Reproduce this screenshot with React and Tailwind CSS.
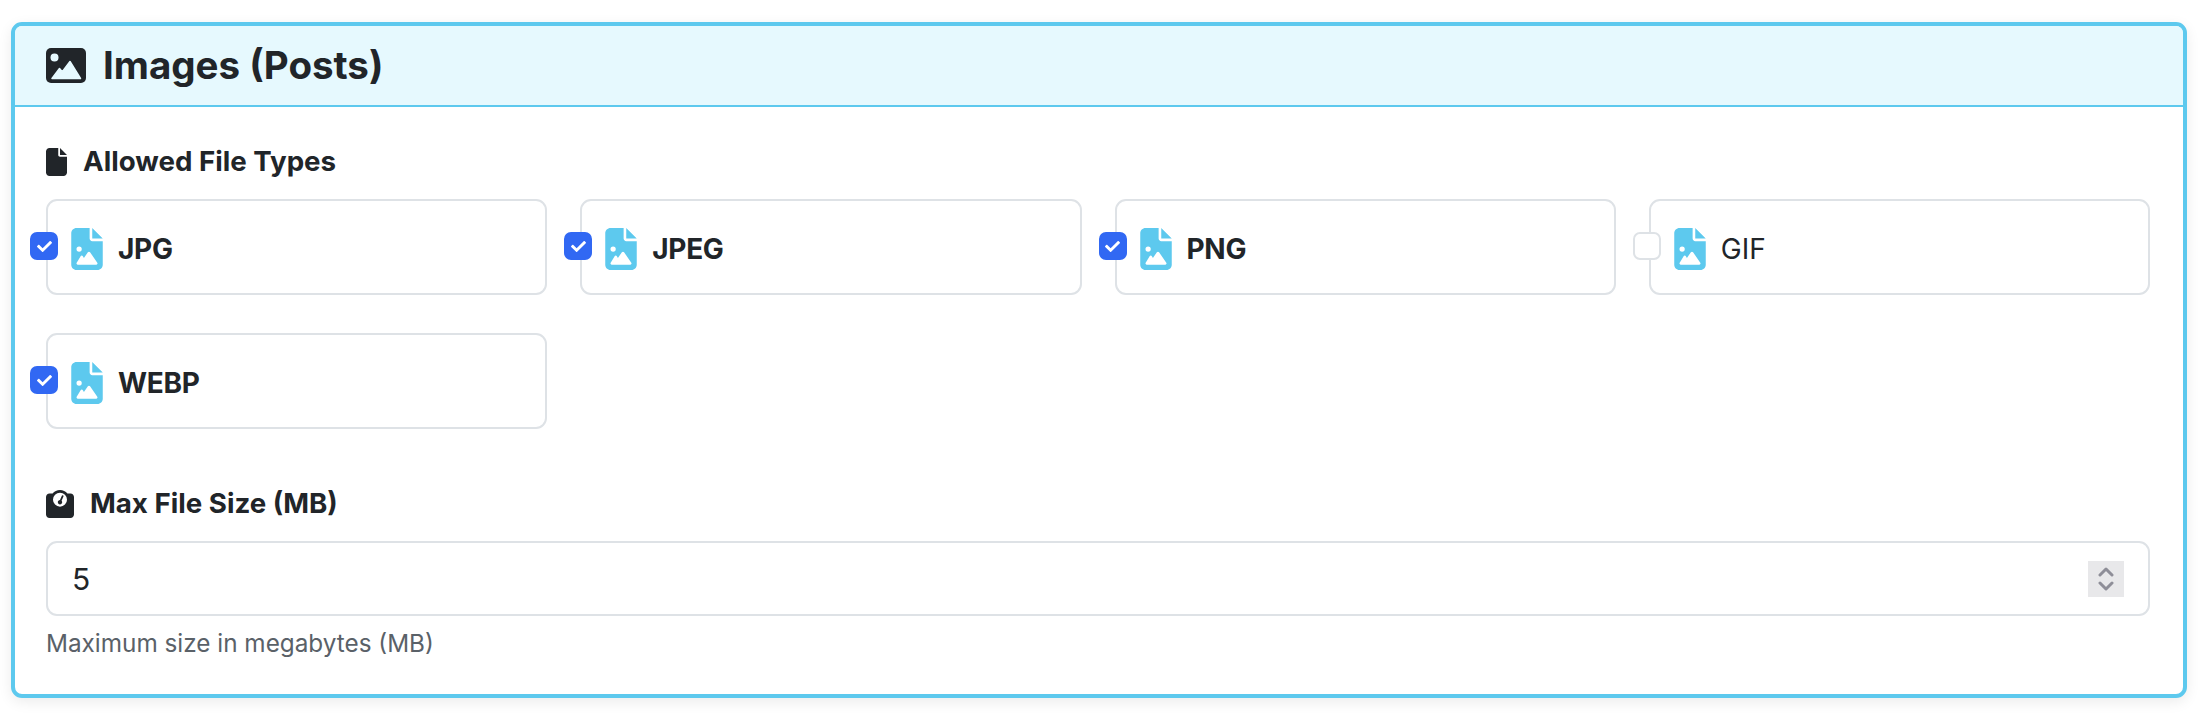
import { FaCheck } from 'react-icons/fa';
import { FaFile, FaFileImage, FaWeightScale } from 'react-icons/fa6';

const TYPES = [
  { label: 'JPG', checked: true },
  { label: 'JPEG', checked: true },
  { label: 'PNG', checked: true },
  { label: 'GIF', checked: false },
  { label: 'WEBP', checked: true },
];

function ImageIcon() {
  return (
    <svg viewBox="0 0 40 35" className="h-[35px] w-[40px]">
      <rect width="40" height="35" rx="5" fill="#212529" />
      <circle cx="8.5" cy="9.5" r="4" fill="#e6f9fe" />
      <path
        d="M6 30.5 L13.5 20.5 L16.3 23.7 L24 13.5 L34.5 30.5 Z"
        fill="#e6f9fe"
        stroke="#e6f9fe"
        strokeWidth="1.5"
        strokeLinejoin="round"
      />
    </svg>
  );
}

function Spinner() {
  return (
    <span className="flex h-[36px] w-[36px] items-center justify-center bg-[#e8e8ea]">
      <svg viewBox="0 0 16 26" className="h-[26px] w-[16px]" fill="none" stroke="#8e8e98" strokeWidth="3" strokeLinecap="round" strokeLinejoin="round">
        <path d="M2 9 L8 3 L14 9" />
        <path d="M2 17 L8 23 L14 17" />
      </svg>
    </span>
  );
}

function TypeCard({ label, checked }) {
  return (
    <div className="relative flex h-[96px] items-center rounded-[11px] border-2 border-[#dee2e6] bg-white pl-[23px] pt-[3px]">
      <span
        className={`absolute left-[-18px] top-[31px] flex h-[28px] w-[28px] items-center justify-center rounded-[7px] border-2 ${
          checked ? 'border-[#3168f3] bg-[#3168f3]' : 'border-[#dee2e6] bg-white'
        }`}
      >
        {checked && <FaCheck className="text-[15px] text-white" />}
      </span>
      <FaFileImage className="h-[42px] w-[32px] text-[#5dc9ee]" />
      <span className={`ml-[15px] text-[28px] text-[#212529] ${checked ? 'font-bold tracking-[-0.3px]' : 'font-normal'}`}>{label}</span>
    </div>
  );
}

export default function App() {
  return (
    <div className="h-[720px] bg-white px-[11px] pt-[22px] font-['Inter',sans-serif] text-[#212529]">
      <div className="w-[2176px] overflow-hidden rounded-[11px] border-[4px] border-[#5dc9ee] bg-white shadow-[0_4px_14px_rgba(0,0,0,0.08)]">
        {/* Header */}
        <div className="flex h-[81px] items-center gap-[17px] border-b-2 border-[#5dc9ee] bg-[#e6f9fe] pl-[31px]">
          <ImageIcon />
          <h2 className="text-[38.5px] font-bold leading-none">Images (Posts)</h2>
        </div>

        <div className="px-[31px] pt-[37px]">
          {/* Allowed types */}
          <div className="flex h-[36px] items-center gap-[16px] text-[27.7px] font-bold">
            <FaFile className="h-[28px] w-[21px]" />
            <span>Allowed File Types</span>
          </div>
          <div className="mt-[19px] grid w-[2104px] grid-cols-4 gap-x-[33px] gap-y-[38px]">
            {TYPES.map(t => (
              <TypeCard key={t.label} label={t.label} checked={t.checked} />
            ))}
          </div>

          {/* Max size */}
          <div className="mt-[57px] flex h-[36px] items-center gap-[16px] text-[27.7px] font-bold">
            <FaWeightScale className="h-[28px] w-[28px]" />
            <span>Max File Size (MB)</span>
          </div>
          <div className="mt-[19px] flex h-[75px] w-[2104px] items-center justify-between rounded-[11px] border-2 border-[#dee2e6] bg-white pl-[24px] pr-[24px]">
            <span className="text-[30px] leading-none">5</span>
            <Spinner />
          </div>
          <p className="mt-[12px] pb-[36px] text-[24.3px] leading-[30px] text-[#5a6168]">Maximum size in megabytes (MB)</p>
        </div>
      </div>
    </div>
  );
}
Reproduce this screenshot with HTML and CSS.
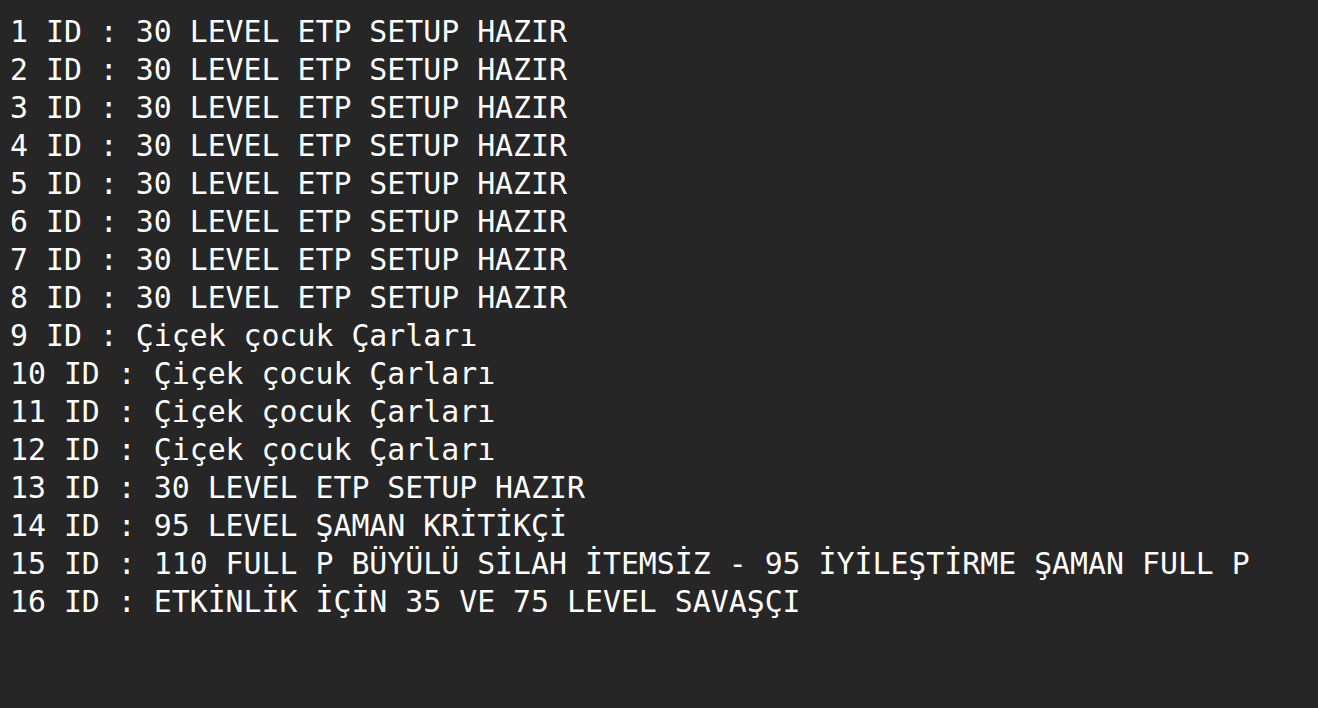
FILE: index.html
```html
<!DOCTYPE html>
<html lang="tr">
<head>
<meta charset="utf-8">
<link rel="stylesheet" href="styles.css">
</head>
<body>
<div class="console">
<div class="line">1 ID : 30 LEVEL ETP SETUP HAZIR</div>
<div class="line">2 ID : 30 LEVEL ETP SETUP HAZIR</div>
<div class="line">3 ID : 30 LEVEL ETP SETUP HAZIR</div>
<div class="line">4 ID : 30 LEVEL ETP SETUP HAZIR</div>
<div class="line">5 ID : 30 LEVEL ETP SETUP HAZIR</div>
<div class="line">6 ID : 30 LEVEL ETP SETUP HAZIR</div>
<div class="line">7 ID : 30 LEVEL ETP SETUP HAZIR</div>
<div class="line">8 ID : 30 LEVEL ETP SETUP HAZIR</div>
<div class="line">9 ID : Çiçek çocuk Çarları</div>
<div class="line">10 ID : Çiçek çocuk Çarları</div>
<div class="line">11 ID : Çiçek çocuk Çarları</div>
<div class="line">12 ID : Çiçek çocuk Çarları</div>
<div class="line">13 ID : 30 LEVEL ETP SETUP HAZIR</div>
<div class="line">14 ID : 95 LEVEL ŞAMAN KRİTİKÇİ</div>
<div class="line">15 ID : 110 FULL P BÜYÜLÜ SİLAH İTEMSİZ - 95 İYİLEŞTİRME ŞAMAN FULL P</div>
<div class="line">16 ID : ETKİNLİK İÇİN 35 VE 75 LEVEL SAVAŞÇI</div>
</div>
</body>
</html>
```
FILE: styles.css
```css
html, body {
  margin: 0;
  padding: 0;
  background: #262626;
  height: 100%;
}
.console {
  padding: 13px 0 0 10px;
  font-family: "DejaVu Sans Mono", "Liberation Mono", monospace;
  font-size: 29.85px;
  line-height: 38px;
  color: #ffffff;
}
.line {
  white-space: pre;
}
```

____________________

_Your task_.
The records above are to be restated exactly, without their pictures.

_Expected answer_.
Reproduce this screenshot with React and Tailwind CSS.
import { FaCheck } from 'react-icons/fa';
import { FaFile, FaFileImage, FaWeightScale } from 'react-icons/fa6';

const TYPES = [
  { label: 'JPG', checked: true },
  { label: 'JPEG', checked: true },
  { label: 'PNG', checked: true },
  { label: 'GIF', checked: false },
  { label: 'WEBP', checked: true },
];

function ImageIcon() {
  return (
    <svg viewBox="0 0 40 35" className="h-[35px] w-[40px]">
      <rect width="40" height="35" rx="5" fill="#212529" />
      <circle cx="8.5" cy="9.5" r="4" fill="#e6f9fe" />
      <path
        d="M6 30.5 L13.5 20.5 L16.3 23.7 L24 13.5 L34.5 30.5 Z"
        fill="#e6f9fe"
        stroke="#e6f9fe"
        strokeWidth="1.5"
        strokeLinejoin="round"
      />
    </svg>
  );
}

function Spinner() {
  return (
    <span className="flex h-[36px] w-[36px] items-center justify-center bg-[#e8e8ea]">
      <svg viewBox="0 0 16 26" className="h-[26px] w-[16px]" fill="none" stroke="#8e8e98" strokeWidth="3" strokeLinecap="round" strokeLinejoin="round">
        <path d="M2 9 L8 3 L14 9" />
        <path d="M2 17 L8 23 L14 17" />
      </svg>
    </span>
  );
}

function TypeCard({ label, checked }) {
  return (
    <div className="relative flex h-[96px] items-center rounded-[11px] border-2 border-[#dee2e6] bg-white pl-[23px] pt-[3px]">
      <span
        className={`absolute left-[-18px] top-[31px] flex h-[28px] w-[28px] items-center justify-center rounded-[7px] border-2 ${
          checked ? 'border-[#3168f3] bg-[#3168f3]' : 'border-[#dee2e6] bg-white'
        }`}
      >
        {checked && <FaCheck className="text-[15px] text-white" />}
      </span>
      <FaFileImage className="h-[42px] w-[32px] text-[#5dc9ee]" />
      <span className={`ml-[15px] text-[28px] text-[#212529] ${checked ? 'font-bold tracking-[-0.3px]' : 'font-normal'}`}>{label}</span>
    </div>
  );
}

export default function App() {
  return (
    <div className="h-[720px] bg-white px-[11px] pt-[22px] font-['Inter',sans-serif] text-[#212529]">
      <div className="w-[2176px] overflow-hidden rounded-[11px] border-[4px] border-[#5dc9ee] bg-white shadow-[0_4px_14px_rgba(0,0,0,0.08)]">
        {/* Header */}
        <div className="flex h-[81px] items-center gap-[17px] border-b-2 border-[#5dc9ee] bg-[#e6f9fe] pl-[31px]">
          <ImageIcon />
          <h2 className="text-[38.5px] font-bold leading-none">Images (Posts)</h2>
        </div>

        <div className="px-[31px] pt-[37px]">
          {/* Allowed types */}
          <div className="flex h-[36px] items-center gap-[16px] text-[27.7px] font-bold">
            <FaFile className="h-[28px] w-[21px]" />
            <span>Allowed File Types</span>
          </div>
          <div className="mt-[19px] grid w-[2104px] grid-cols-4 gap-x-[33px] gap-y-[38px]">
            {TYPES.map(t => (
              <TypeCard key={t.label} label={t.label} checked={t.checked} />
            ))}
          </div>

          {/* Max size */}
          <div className="mt-[57px] flex h-[36px] items-center gap-[16px] text-[27.7px] font-bold">
            <FaWeightScale className="h-[28px] w-[28px]" />
            <span>Max File Size (MB)</span>
          </div>
          <div className="mt-[19px] flex h-[75px] w-[2104px] items-center justify-between rounded-[11px] border-2 border-[#dee2e6] bg-white pl-[24px] pr-[24px]">
            <span className="text-[30px] leading-none">5</span>
            <Spinner />
          </div>
          <p className="mt-[12px] pb-[36px] text-[24.3px] leading-[30px] text-[#5a6168]">Maximum size in megabytes (MB)</p>
        </div>
      </div>
    </div>
  );
}
Reproduce this screenshot with HTML and CSS.
FILE: index.html
```html
<!DOCTYPE html>
<html lang="tr">
<head>
<meta charset="utf-8">
<link rel="stylesheet" href="styles.css">
</head>
<body>
<div class="console">
<div class="line">1 ID : 30 LEVEL ETP SETUP HAZIR</div>
<div class="line">2 ID : 30 LEVEL ETP SETUP HAZIR</div>
<div class="line">3 ID : 30 LEVEL ETP SETUP HAZIR</div>
<div class="line">4 ID : 30 LEVEL ETP SETUP HAZIR</div>
<div class="line">5 ID : 30 LEVEL ETP SETUP HAZIR</div>
<div class="line">6 ID : 30 LEVEL ETP SETUP HAZIR</div>
<div class="line">7 ID : 30 LEVEL ETP SETUP HAZIR</div>
<div class="line">8 ID : 30 LEVEL ETP SETUP HAZIR</div>
<div class="line">9 ID : Çiçek çocuk Çarları</div>
<div class="line">10 ID : Çiçek çocuk Çarları</div>
<div class="line">11 ID : Çiçek çocuk Çarları</div>
<div class="line">12 ID : Çiçek çocuk Çarları</div>
<div class="line">13 ID : 30 LEVEL ETP SETUP HAZIR</div>
<div class="line">14 ID : 95 LEVEL ŞAMAN KRİTİKÇİ</div>
<div class="line">15 ID : 110 FULL P BÜYÜLÜ SİLAH İTEMSİZ - 95 İYİLEŞTİRME ŞAMAN FULL P</div>
<div class="line">16 ID : ETKİNLİK İÇİN 35 VE 75 LEVEL SAVAŞÇI</div>
</div>
</body>
</html>
```
FILE: styles.css
```css
html, body {
  margin: 0;
  padding: 0;
  background: #262626;
  height: 100%;
}
.console {
  padding: 13px 0 0 10px;
  font-family: "DejaVu Sans Mono", "Liberation Mono", monospace;
  font-size: 29.85px;
  line-height: 38px;
  color: #ffffff;
}
.line {
  white-space: pre;
}
```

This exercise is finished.